Goal: Select, from the material below, each line with "Give" in it.

Data shown:
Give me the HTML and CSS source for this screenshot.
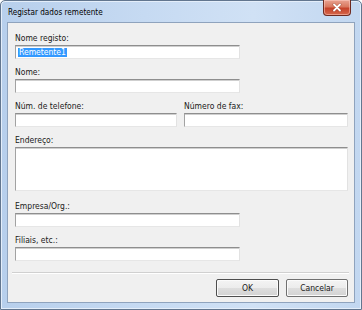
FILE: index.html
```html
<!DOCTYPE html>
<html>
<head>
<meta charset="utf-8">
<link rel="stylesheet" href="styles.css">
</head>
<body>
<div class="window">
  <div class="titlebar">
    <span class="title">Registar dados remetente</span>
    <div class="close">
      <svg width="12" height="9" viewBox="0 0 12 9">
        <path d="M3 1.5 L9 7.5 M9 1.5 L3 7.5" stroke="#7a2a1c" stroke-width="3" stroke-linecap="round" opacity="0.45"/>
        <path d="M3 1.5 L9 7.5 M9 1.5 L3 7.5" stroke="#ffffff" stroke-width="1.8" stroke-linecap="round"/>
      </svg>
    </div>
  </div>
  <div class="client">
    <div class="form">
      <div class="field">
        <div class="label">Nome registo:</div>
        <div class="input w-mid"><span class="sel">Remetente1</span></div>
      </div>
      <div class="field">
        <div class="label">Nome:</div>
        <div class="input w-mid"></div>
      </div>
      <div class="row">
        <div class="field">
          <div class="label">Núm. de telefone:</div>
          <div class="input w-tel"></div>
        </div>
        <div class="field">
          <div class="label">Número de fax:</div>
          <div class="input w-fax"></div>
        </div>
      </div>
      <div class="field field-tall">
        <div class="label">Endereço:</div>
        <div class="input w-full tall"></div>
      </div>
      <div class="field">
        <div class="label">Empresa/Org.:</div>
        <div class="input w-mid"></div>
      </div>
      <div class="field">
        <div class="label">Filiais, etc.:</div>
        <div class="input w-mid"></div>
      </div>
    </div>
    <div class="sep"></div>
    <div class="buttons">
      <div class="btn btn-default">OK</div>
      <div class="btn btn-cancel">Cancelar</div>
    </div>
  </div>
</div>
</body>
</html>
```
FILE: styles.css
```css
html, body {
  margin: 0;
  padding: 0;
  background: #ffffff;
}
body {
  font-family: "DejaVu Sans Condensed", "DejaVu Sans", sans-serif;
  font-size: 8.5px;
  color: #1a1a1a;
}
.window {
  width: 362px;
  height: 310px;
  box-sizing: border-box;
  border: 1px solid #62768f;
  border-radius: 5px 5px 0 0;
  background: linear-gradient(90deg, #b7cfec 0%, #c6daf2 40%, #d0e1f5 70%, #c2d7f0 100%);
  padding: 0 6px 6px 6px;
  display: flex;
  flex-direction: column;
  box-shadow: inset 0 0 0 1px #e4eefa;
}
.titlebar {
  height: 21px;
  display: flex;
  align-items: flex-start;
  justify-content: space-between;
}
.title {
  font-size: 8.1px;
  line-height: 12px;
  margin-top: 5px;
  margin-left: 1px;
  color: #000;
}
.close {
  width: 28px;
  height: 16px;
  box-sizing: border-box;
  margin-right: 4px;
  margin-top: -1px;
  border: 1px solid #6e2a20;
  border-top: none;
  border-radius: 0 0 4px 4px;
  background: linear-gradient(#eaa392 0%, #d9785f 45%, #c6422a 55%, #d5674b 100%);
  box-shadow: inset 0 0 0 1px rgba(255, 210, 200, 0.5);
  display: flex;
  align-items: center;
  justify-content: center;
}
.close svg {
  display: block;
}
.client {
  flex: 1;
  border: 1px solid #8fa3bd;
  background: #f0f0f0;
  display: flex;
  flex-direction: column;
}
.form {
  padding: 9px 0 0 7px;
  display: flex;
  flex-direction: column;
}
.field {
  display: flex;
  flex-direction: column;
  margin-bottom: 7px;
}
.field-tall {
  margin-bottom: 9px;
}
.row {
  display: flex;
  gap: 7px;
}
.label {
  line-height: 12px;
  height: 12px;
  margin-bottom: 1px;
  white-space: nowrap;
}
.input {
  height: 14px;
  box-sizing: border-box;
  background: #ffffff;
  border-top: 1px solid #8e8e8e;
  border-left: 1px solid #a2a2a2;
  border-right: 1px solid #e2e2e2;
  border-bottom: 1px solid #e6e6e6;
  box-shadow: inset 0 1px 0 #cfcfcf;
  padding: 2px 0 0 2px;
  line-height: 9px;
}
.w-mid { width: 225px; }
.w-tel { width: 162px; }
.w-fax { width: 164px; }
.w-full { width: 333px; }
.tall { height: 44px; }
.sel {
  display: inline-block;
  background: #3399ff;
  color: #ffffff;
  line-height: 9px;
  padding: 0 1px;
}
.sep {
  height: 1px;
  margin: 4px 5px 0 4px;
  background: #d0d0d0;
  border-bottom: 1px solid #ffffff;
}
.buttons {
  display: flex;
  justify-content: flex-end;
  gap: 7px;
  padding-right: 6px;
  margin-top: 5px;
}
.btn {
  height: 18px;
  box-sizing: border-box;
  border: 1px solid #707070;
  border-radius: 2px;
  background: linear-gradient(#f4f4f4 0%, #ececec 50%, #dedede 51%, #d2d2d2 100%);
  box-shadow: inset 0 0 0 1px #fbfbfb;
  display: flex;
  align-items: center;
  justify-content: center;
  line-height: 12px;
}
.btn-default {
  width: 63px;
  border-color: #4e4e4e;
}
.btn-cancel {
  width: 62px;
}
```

* * *

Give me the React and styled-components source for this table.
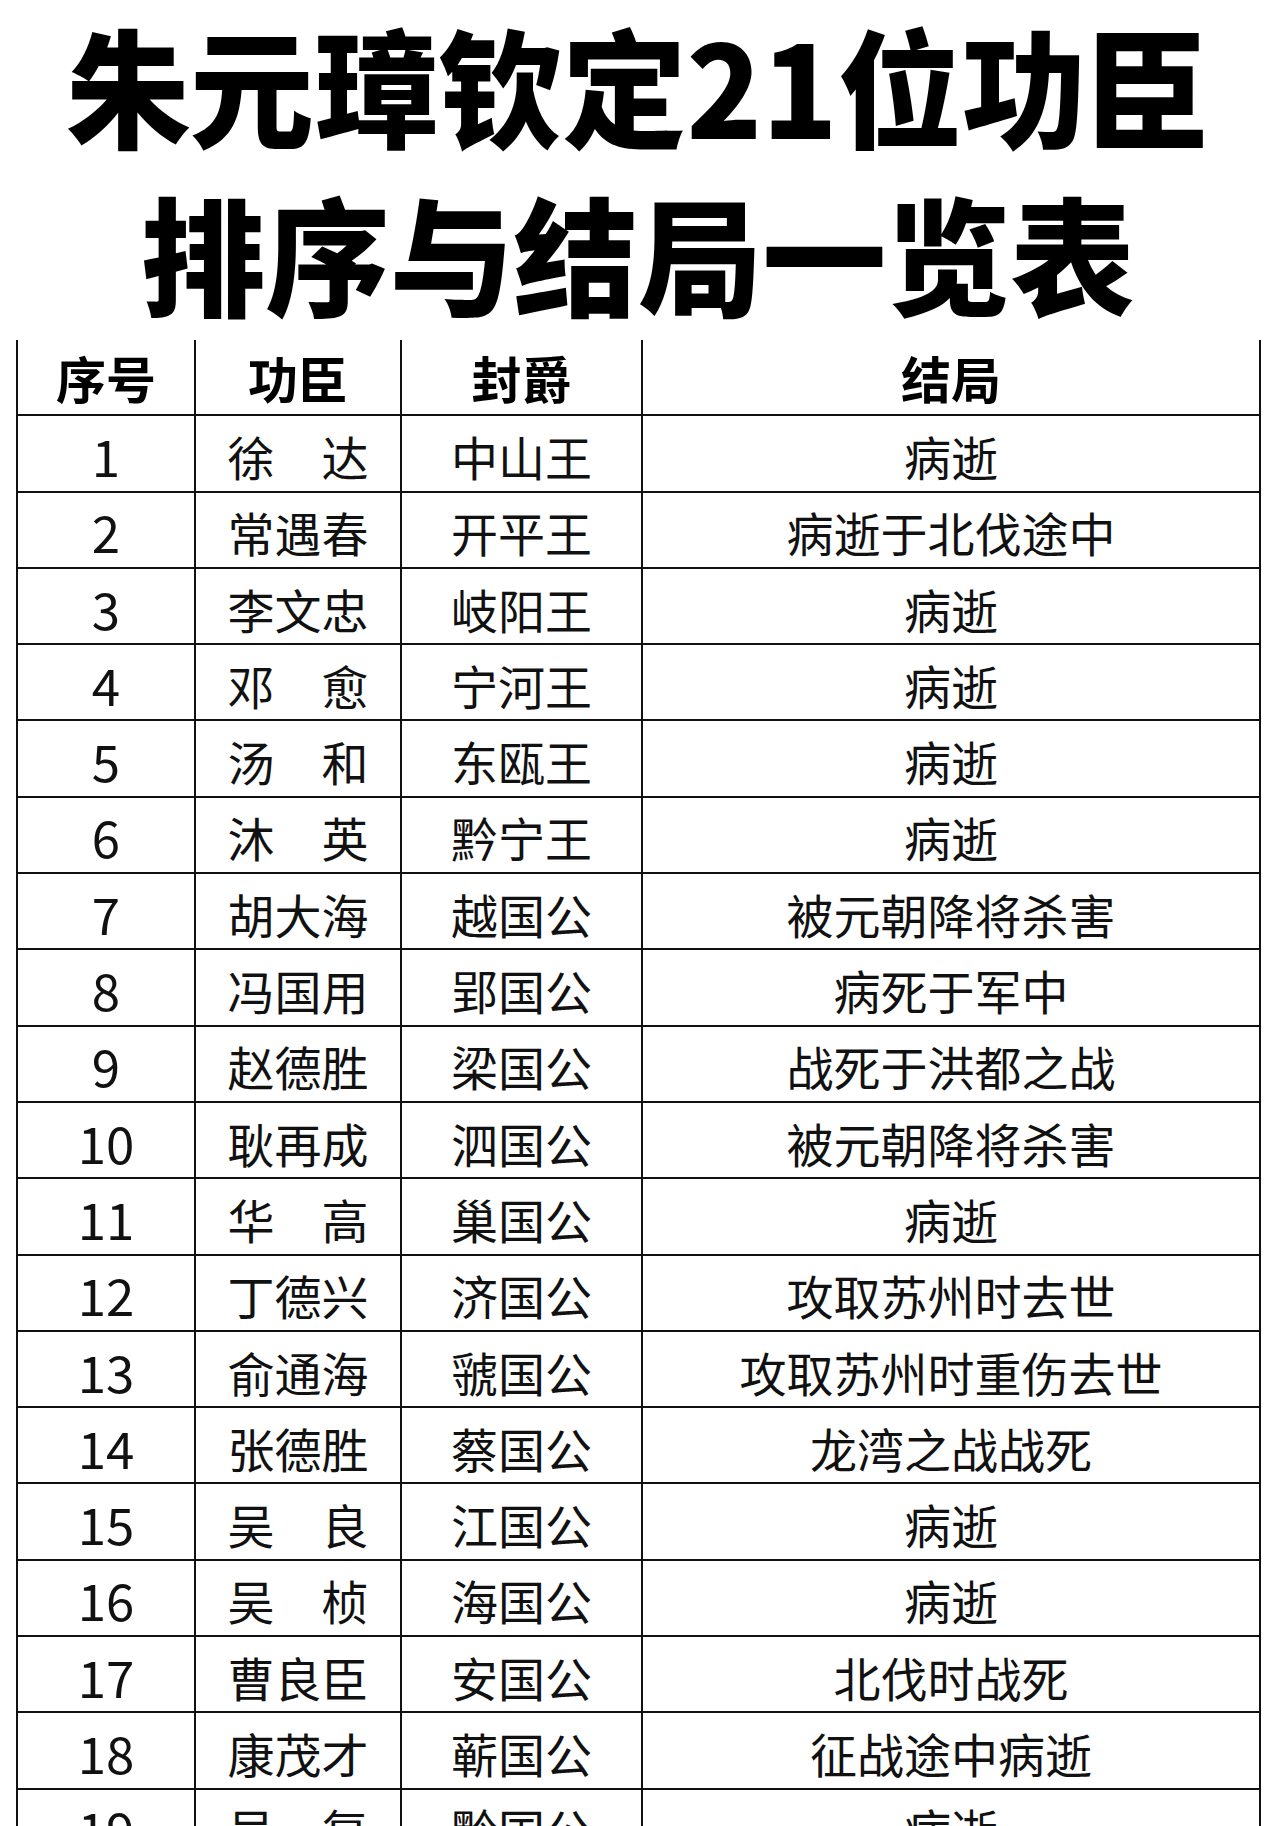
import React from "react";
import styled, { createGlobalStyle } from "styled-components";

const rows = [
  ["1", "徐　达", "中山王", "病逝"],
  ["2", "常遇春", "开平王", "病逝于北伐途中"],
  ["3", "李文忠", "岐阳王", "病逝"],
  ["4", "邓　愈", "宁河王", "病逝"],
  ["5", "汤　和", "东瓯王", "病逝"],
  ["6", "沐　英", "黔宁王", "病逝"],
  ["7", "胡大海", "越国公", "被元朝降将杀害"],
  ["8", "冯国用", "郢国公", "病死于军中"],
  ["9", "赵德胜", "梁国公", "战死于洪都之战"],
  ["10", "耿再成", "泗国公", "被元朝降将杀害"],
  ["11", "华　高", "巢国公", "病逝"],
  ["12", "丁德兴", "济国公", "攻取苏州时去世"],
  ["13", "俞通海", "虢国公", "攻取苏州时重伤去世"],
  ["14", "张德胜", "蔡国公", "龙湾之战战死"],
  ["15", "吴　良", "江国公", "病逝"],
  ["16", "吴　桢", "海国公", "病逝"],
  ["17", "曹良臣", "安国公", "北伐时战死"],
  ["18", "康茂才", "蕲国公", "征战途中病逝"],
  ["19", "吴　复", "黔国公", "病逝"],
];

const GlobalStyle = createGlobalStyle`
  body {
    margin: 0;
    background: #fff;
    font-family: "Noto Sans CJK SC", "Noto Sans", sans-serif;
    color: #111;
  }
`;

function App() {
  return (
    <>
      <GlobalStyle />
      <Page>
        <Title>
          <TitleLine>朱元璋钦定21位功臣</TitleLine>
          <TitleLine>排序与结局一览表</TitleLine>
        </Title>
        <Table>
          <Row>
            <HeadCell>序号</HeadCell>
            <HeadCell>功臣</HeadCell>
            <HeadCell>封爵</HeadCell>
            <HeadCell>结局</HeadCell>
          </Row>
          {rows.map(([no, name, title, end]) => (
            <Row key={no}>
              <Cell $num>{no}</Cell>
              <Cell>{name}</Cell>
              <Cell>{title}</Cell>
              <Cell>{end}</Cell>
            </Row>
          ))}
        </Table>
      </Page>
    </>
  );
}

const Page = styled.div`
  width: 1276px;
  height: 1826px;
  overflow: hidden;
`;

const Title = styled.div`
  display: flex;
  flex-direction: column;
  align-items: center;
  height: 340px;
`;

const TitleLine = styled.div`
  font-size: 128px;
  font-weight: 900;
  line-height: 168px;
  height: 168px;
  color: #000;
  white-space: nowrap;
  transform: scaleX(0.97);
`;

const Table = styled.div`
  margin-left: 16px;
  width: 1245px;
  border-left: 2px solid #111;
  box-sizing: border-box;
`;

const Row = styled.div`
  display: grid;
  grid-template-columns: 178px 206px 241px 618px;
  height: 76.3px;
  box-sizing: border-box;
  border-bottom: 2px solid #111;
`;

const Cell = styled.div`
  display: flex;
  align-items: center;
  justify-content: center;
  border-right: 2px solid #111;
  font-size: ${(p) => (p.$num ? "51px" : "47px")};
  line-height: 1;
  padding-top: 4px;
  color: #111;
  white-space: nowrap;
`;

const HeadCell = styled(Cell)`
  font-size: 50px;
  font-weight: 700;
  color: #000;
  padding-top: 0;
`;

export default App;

Output below:
Give me the HTML and CSS source for this screenshot.
Give me the React and styled-components source for this table.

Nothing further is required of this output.